*What you have to do*
Copy the data precisely, character for character, and leave out every picture.

*Source material*
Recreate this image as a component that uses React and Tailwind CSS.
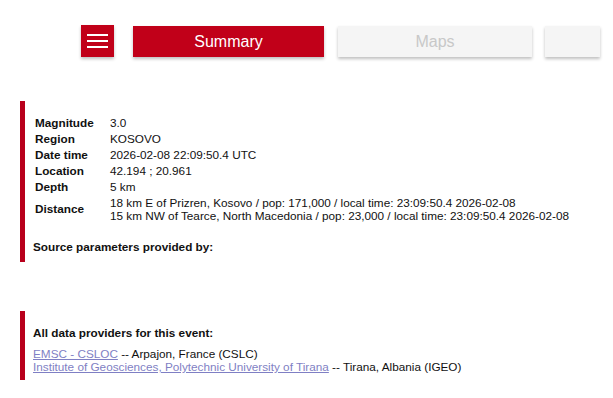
import React from 'react';

const rows = [
  { label: 'Magnitude', value: ['3.0'] },
  { label: 'Region', value: ['KOSOVO'] },
  { label: 'Date time', value: ['2026-02-08 22:09:50.4 UTC'] },
  { label: 'Location', value: ['42.194 ; 20.961'] },
  { label: 'Depth', value: ['5 km'] },
  {
    label: 'Distance',
    value: [
      '18 km E of Prizren, Kosovo / pop: 171,000 / local time: 23:09:50.4 2026-02-08',
      '15 km NW of Tearce, North Macedonia / pop: 23,000 / local time: 23:09:50.4 2026-02-08'
    ]
  }
];

const App = () => {
  return (
    <div className="w-[613px] h-[398px] overflow-hidden bg-white font-['Liberation_Sans',Arial,sans-serif] text-[11.75px] text-[#111]">
      {/* Top tabs */}
      <div className="flex items-start pt-[25px] pl-[81px]">
        <button className="shrink-0 w-[33px] h-[32px] bg-[#c10019] shadow-[0_2px_3px_rgba(0,0,0,0.25)] flex flex-col items-center justify-center gap-[4px]">
          <span className="block w-[21px] h-[2px] bg-white" />
          <span className="block w-[21px] h-[2px] bg-white" />
          <span className="block w-[21px] h-[2px] bg-white" />
        </button>
        <div className="shrink-0 ml-[19px] w-[191px] h-[31px] mt-[1px] bg-[#c10019] text-white text-[16px] flex items-center justify-center shadow-[0_2px_3px_rgba(0,0,0,0.25)]">
          Summary
        </div>
        <div className="shrink-0 ml-[14px] w-[194px] h-[31px] mt-[1px] bg-[#f5f5f5] text-[#c8c8c8] text-[16px] flex items-center justify-center shadow-[0_2px_3px_rgba(0,0,0,0.25)]">
          Maps
        </div>
        <div className="shrink-0 ml-[13px] w-[55px] h-[31px] mt-[1px] bg-[#f5f5f5] shadow-[0_2px_3px_rgba(0,0,0,0.25)]" />
      </div>

      {/* Event summary */}
      <div className="ml-[20px] mt-[44px] h-[161px] border-l-[5px] border-[#b8001c] pl-[8px] pt-[13px]">
        <table className="border-collapse leading-[13px]">
          <tbody>
            {rows.map((row) => (
              <tr key={row.label}>
                <td className="w-[77px] pl-[2px] py-[1.5px] font-bold align-middle">{row.label}</td>
                <td className="py-[1.5px] whitespace-nowrap">
                  {row.value.map((line) => (
                    <div key={line}>{line}</div>
                  ))}
                </td>
              </tr>
            ))}
          </tbody>
        </table>
        <p className="mt-[16px] font-bold leading-[16px]">Source parameters provided by:</p>
      </div>

      {/* Data providers */}
      <div className="ml-[20px] mt-[49px] h-[69px] border-l-[5px] border-[#b8001c] pl-[8px] pt-[14px]">
        <p className="font-bold leading-[16px]">All data providers for this event:</p>
        <div className="mt-[6px] leading-[13px]">
          <div>
            <a className="text-[#7f7fc4] underline">EMSC - CSLOC</a> -- Arpajon, France (CSLC)
          </div>
          <div>
            <a className="text-[#7f7fc4] underline">Institute of Geosciences, Polytechnic University of Tirana</a> -- Tirana, Albania (IGEO)
          </div>
        </div>
      </div>
    </div>
  );
};

export default App;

*Task result*
Recreate this image as a component that uses React and Tailwind CSS.
import React from 'react';

const rows = [
  { label: 'Magnitude', value: ['3.0'] },
  { label: 'Region', value: ['KOSOVO'] },
  { label: 'Date time', value: ['2026-02-08 22:09:50.4 UTC'] },
  { label: 'Location', value: ['42.194 ; 20.961'] },
  { label: 'Depth', value: ['5 km'] },
  {
    label: 'Distance',
    value: [
      '18 km E of Prizren, Kosovo / pop: 171,000 / local time: 23:09:50.4 2026-02-08',
      '15 km NW of Tearce, North Macedonia / pop: 23,000 / local time: 23:09:50.4 2026-02-08'
    ]
  }
];

const App = () => {
  return (
    <div className="w-[613px] h-[398px] overflow-hidden bg-white font-['Liberation_Sans',Arial,sans-serif] text-[11.75px] text-[#111]">
      {/* Top tabs */}
      <div className="flex items-start pt-[25px] pl-[81px]">
        <button className="shrink-0 w-[33px] h-[32px] bg-[#c10019] shadow-[0_2px_3px_rgba(0,0,0,0.25)] flex flex-col items-center justify-center gap-[4px]">
          <span className="block w-[21px] h-[2px] bg-white" />
          <span className="block w-[21px] h-[2px] bg-white" />
          <span className="block w-[21px] h-[2px] bg-white" />
        </button>
        <div className="shrink-0 ml-[19px] w-[191px] h-[31px] mt-[1px] bg-[#c10019] text-white text-[16px] flex items-center justify-center shadow-[0_2px_3px_rgba(0,0,0,0.25)]">
          Summary
        </div>
        <div className="shrink-0 ml-[14px] w-[194px] h-[31px] mt-[1px] bg-[#f5f5f5] text-[#c8c8c8] text-[16px] flex items-center justify-center shadow-[0_2px_3px_rgba(0,0,0,0.25)]">
          Maps
        </div>
        <div className="shrink-0 ml-[13px] w-[55px] h-[31px] mt-[1px] bg-[#f5f5f5] shadow-[0_2px_3px_rgba(0,0,0,0.25)]" />
      </div>

      {/* Event summary */}
      <div className="ml-[20px] mt-[44px] h-[161px] border-l-[5px] border-[#b8001c] pl-[8px] pt-[13px]">
        <table className="border-collapse leading-[13px]">
          <tbody>
            {rows.map((row) => (
              <tr key={row.label}>
                <td className="w-[77px] pl-[2px] py-[1.5px] font-bold align-middle">{row.label}</td>
                <td className="py-[1.5px] whitespace-nowrap">
                  {row.value.map((line) => (
                    <div key={line}>{line}</div>
                  ))}
                </td>
              </tr>
            ))}
          </tbody>
        </table>
        <p className="mt-[16px] font-bold leading-[16px]">Source parameters provided by:</p>
      </div>

      {/* Data providers */}
      <div className="ml-[20px] mt-[49px] h-[69px] border-l-[5px] border-[#b8001c] pl-[8px] pt-[14px]">
        <p className="font-bold leading-[16px]">All data providers for this event:</p>
        <div className="mt-[6px] leading-[13px]">
          <div>
            <a className="text-[#7f7fc4] underline">EMSC - CSLOC</a> -- Arpajon, France (CSLC)
          </div>
          <div>
            <a className="text-[#7f7fc4] underline">Institute of Geosciences, Polytechnic University of Tirana</a> -- Tirana, Albania (IGEO)
          </div>
        </div>
      </div>
    </div>
  );
};

export default App;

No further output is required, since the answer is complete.